I have used textcat.manual, but being that I already have so many tagged examples, doesn't it make the most sense just to filter them down with the binary annotation method (e.g. using mark to determine if the NLP rules were correct) and then use that as training data? Using textcat.manual would basically be like starting over (not using output from the the NLP rules as training data at all), right?

Ah, so my suggestion was to use your rules to pre-populate the selected categories in textcat.manual and then review them (and correct them if needed). So what you get out at the end is corrected gold-standard data to train your text classifier. Or am I misunderstanding your use case?

Ohhhhh yes, this is exactly what i'm trying to do -- create gold standard data from the tags produced by the NLP pipeline. I certainly did not know it was this simple, I must have missed that in the docs.

So, it's possible to create a dataset for textcat.manual where the tags generated by my NLP pipeline are pre-selected in the Prodigy interface?

Would it look like this:

image

or like this:

image

??

Certainly, the latter is preferred, and is basically what I'm doing with mark but in a hacky way!

What does the .jsonl file need to look like to boot up textcat.manual in this fashion?

And then how would I batch-train and subsequently texcat.teach on new data from the output of textcat.manual ?

If you run textcat.manual with more than one label, it will look like image 1. If you run it with only one label, it'll look like image 2.

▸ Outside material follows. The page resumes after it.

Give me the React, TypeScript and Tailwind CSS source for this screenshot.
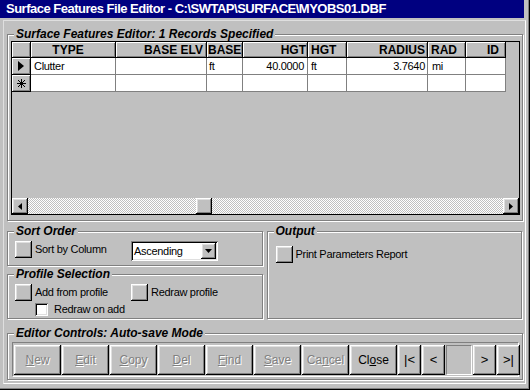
import * as React from "react";

const raised =
  "shadow-[inset_-1px_-1px_#000,inset_1px_1px_#fff,inset_-2px_-2px_#808080,inset_2px_2px_#dfdfdf]";
const sunken =
  "shadow-[inset_1px_1px_#808080,inset_-1px_-1px_#fff,inset_2px_2px_#000,inset_-2px_-2px_#dfdfdf]";
const body = "text-[11px] tracking-[-0.3px] leading-[14px]";

const GroupBox: React.FC<{ title: string; className?: string; children?: React.ReactNode }> = ({
  title,
  className = "",
  children,
}) => (
  <div className={`relative border border-[#808080] shadow-[inset_1px_1px_#fff,1px_1px_#fff] ${className}`}>
    <span className="absolute -top-[8px] left-[6px] bg-[#c0c0c0] px-[2px] text-[12px] font-bold italic leading-[14px] text-black">
      {title}
    </span>
    {children}
  </div>
);

const ToggleBox: React.FC<{ label: string }> = ({ label }) => (
  <div className="flex items-start">
    <div className={`h-[17px] w-[17px] bg-[#c0c0c0] ${raised}`} />
    <span className={`ml-[3px] mt-[1px] ${body}`}>{label}</span>
  </div>
);

type Col = { title: string; w: string; align: string };

const columns: Col[] = [
  { title: "TYPE", w: "w-[85px]", align: "justify-center pr-[10px]" },
  { title: "BASE ELV", w: "w-[91px]", align: "justify-end pr-[3px]" },
  { title: "BASE", w: "w-[36px]", align: "justify-start pl-[1px]" },
  { title: "HGT", w: "w-[65px]", align: "justify-end pr-[1px]" },
  { title: "HGT", w: "w-[39px]", align: "justify-start pl-[3px]" },
  { title: "RADIUS", w: "w-[81px]", align: "justify-end pr-[2px]" },
  { title: "RAD", w: "w-[38px]", align: "justify-start pl-[3px]" },
  { title: "ID", w: "w-[40px]", align: "justify-end pr-[6px]" },
];

const rowData = ["Clutter", "", "ft", "40.0000", "ft", "3.7640", "mi", ""];
const dataAlign = [
  "justify-start pl-[3px]",
  "justify-end pr-[3px]",
  "justify-start pl-[2px]",
  "justify-end pr-[3px]",
  "justify-start pl-[3px]",
  "justify-end pr-[2px]",
  "justify-start pl-[4px]",
  "justify-end pr-[3px]",
];

const headCell = "shadow-[inset_1px_1px_#fff,inset_-1px_-1px_#808080] border-r border-b border-black bg-[#c0c0c0]";

const DataRow: React.FC<{ values: string[]; marker: "current" | "new" }> = ({ values, marker }) => (
  <div className="flex h-[17px]">
    <div className={`flex w-[19px] items-center justify-center ${headCell}`}>
      {marker === "current" ? (
        <svg width="6" height="10" viewBox="0 0 6 10">
          <polygon points="0,0 6,5 0,10" fill="#000" />
        </svg>
      ) : (
        <svg width="9" height="9" viewBox="0 0 9 9" stroke="#000" strokeWidth="1">
          <line x1="4.5" y1="0" x2="4.5" y2="9" />
          <line x1="0" y1="4.5" x2="9" y2="4.5" />
          <line x1="1" y1="1" x2="8" y2="8" />
          <line x1="8" y1="1" x2="1" y2="8" />
        </svg>
      )}
    </div>
    {columns.map((c, i) => (
      <div
        key={i}
        className={`flex items-center border-r border-b border-[#808080] bg-white ${c.w} ${dataAlign[i]} ${body}`}
      >
        {values[i]}
      </div>
    ))}
  </div>
);

const Arrow: React.FC<{ dir: "left" | "right" | "down" }> = ({ dir }) => {
  if (dir === "down")
    return (
      <svg width="7" height="4" viewBox="0 0 7 4">
        <polygon points="0,0 7,0 3.5,4" fill="#000" />
      </svg>
    );
  return (
    <svg width="4" height="7" viewBox="0 0 4 7">
      <polygon points={dir === "left" ? "4,0 4,7 0,3.5" : "0,0 0,7 4,3.5"} fill="#000" />
    </svg>
  );
};

const Grid: React.FC = () => (
  <div className="ml-[3px] mt-[6px] flex h-[174px] w-[509px] flex-col border border-black bg-[#c0c0c0]">
    <div className="flex h-[16px]">
      <div className={`w-[19px] ${headCell}`} />
      {columns.map((c, i) => (
        <div
          key={i}
          className={`flex items-center text-[12px] font-bold leading-[14px] ${c.w} ${c.align} ${headCell}`}
        >
          {c.title}
        </div>
      ))}
    </div>
    <DataRow values={rowData} marker="current" />
    <DataRow values={["", "", "", "", "", "", "", ""]} marker="new" />
    <div className="flex-1" />
    <div className="flex h-[16px]">
      <div className={`flex w-[16px] items-center justify-center bg-[#c0c0c0] ${raised}`}>
        <Arrow dir="left" />
      </div>
      <div className="flex flex-1 bg-[repeating-conic-gradient(#fff_0%_25%,#c0c0c0_0%_50%)] bg-[length:2px_2px]">
        <div className={`ml-[168px] h-[16px] w-[16px] bg-[#c0c0c0] ${raised}`} />
      </div>
      <div className={`flex w-[16px] items-center justify-center bg-[#c0c0c0] ${raised}`}>
        <Arrow dir="right" />
      </div>
    </div>
  </div>
);

const CmdButton: React.FC<{ pre?: string; u: string; post: string; enabled?: boolean }> = ({
  pre = "",
  u,
  post,
  enabled,
}) => (
  <div
    className={`flex h-[30px] w-[47px] items-center justify-center bg-[#c0c0c0] text-[12px] ${raised} ${
      enabled ? "text-black" : "text-[#808080] [text-shadow:1px_1px_#fff]"
    }`}
  >
    <span>
      {pre}
      <u>{u}</u>
      {post}
    </span>
  </div>
);

const NavButton: React.FC<{ label: string }> = ({ label }) => (
  <div className={`flex h-[30px] w-[23px] items-center justify-center bg-[#c0c0c0] text-[13px] ${raised}`}>
    {label}
  </div>
);

export default function App() {
  return (
    <div className="flex h-[390px] w-[530px] flex-col overflow-hidden bg-[#c0c0c0] font-['Liberation_Sans',Arial,sans-serif] text-black shadow-[inset_-1px_-1px_#000,inset_-2px_-2px_#808080]">
      <div className="h-[18px] w-[524px] bg-[#000080] pl-[6px] text-[13px] font-bold leading-[18px] tracking-[-0.5px] text-white">
        Surface Features File Editor - C:\SWTAP\SURFACE\MYOBS01.DBF
      </div>
      <div className="ml-[3px] mt-[2px] flex h-[364px] w-[523px] flex-col border border-[#dfdfdf] border-r-white border-b-white px-[3px]">
        <GroupBox title="Surface Features Editor: 1 Records Specified" className="mt-[13px] h-[187px] w-[516px]">
          <Grid />
        </GroupBox>

        <div className="mt-[10px] flex gap-[4px]">
          <div className="flex w-[256px] flex-col">
            <GroupBox title="Sort Order" className="h-[35px]">
              <div className="ml-[7px] mt-[9px] flex items-start">
                <div className="w-[116px]">
                  <ToggleBox label="Sort by Column" />
                </div>
                <div className={`flex h-[20px] w-[87px] items-center bg-white ${sunken}`}>
                  <span className={`flex-1 pl-[3px] ${body}`}>Ascending</span>
                  <div className={`mr-[2px] flex h-[16px] w-[15px] items-center justify-center bg-[#c0c0c0] ${raised}`}>
                    <Arrow dir="down" />
                  </div>
                </div>
              </div>
            </GroupBox>
            <GroupBox title="Profile Selection" className="mt-[8px] h-[45px]">
              <div className="ml-[7px] mt-[9px] flex">
                <div className="w-[116px]">
                  <ToggleBox label="Add from profile" />
                </div>
                <ToggleBox label="Redraw profile" />
              </div>
              <div className="ml-[27px] mt-[1px] flex items-center">
                <div className={`h-[13px] w-[13px] bg-white ${sunken}`} />
                <span className={`ml-[6px] ${body}`}>Redraw on add</span>
              </div>
            </GroupBox>
          </div>
          <GroupBox title="Output" className="h-[88px] w-[256px]">
            <div className="ml-[8px] mt-[14px]">
              <ToggleBox label="Print Parameters Report" />
            </div>
          </GroupBox>
        </div>

        <GroupBox title="Editor Controls: Auto-save Mode" className="mt-[14px] h-[47px] w-[516px]">
          <div className="ml-[4px] mt-[8px] flex h-[35px] w-[507px] items-center border border-[#808080] border-r-white border-b-white pl-[1px]">
            <div className="flex gap-[1px]">
              <CmdButton u="N" post="ew" />
              <CmdButton u="E" post="dit" />
              <CmdButton u="C" post="opy" />
              <CmdButton u="D" post="el" />
              <CmdButton u="F" post="ind" />
              <CmdButton u="S" post="ave" />
              <CmdButton pre="Ca" u="n" post="cel" />
              <CmdButton pre="Cl" u="o" post="se" enabled />
              <NavButton label="|<" />
              <NavButton label="<" />
              <div className="h-[30px] w-[26px] border border-[#808080] border-r-white border-b-white" />
              <NavButton label=">" />
              <NavButton label=">|" />
            </div>
          </div>
        </GroupBox>
      </div>
    </div>
  );
}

I'm still not 100% what all the different import/export conversion steps are for – I think you should be able to avoid those and make mark produce data in text. The textcat training recipe needs a "text" and a "label". So if you add "label": str(each.category), that should work, right? And instead of --view-id text, you can use --view-id classification. The dataset created with this should work out-of-the-box with textcat.batch-train.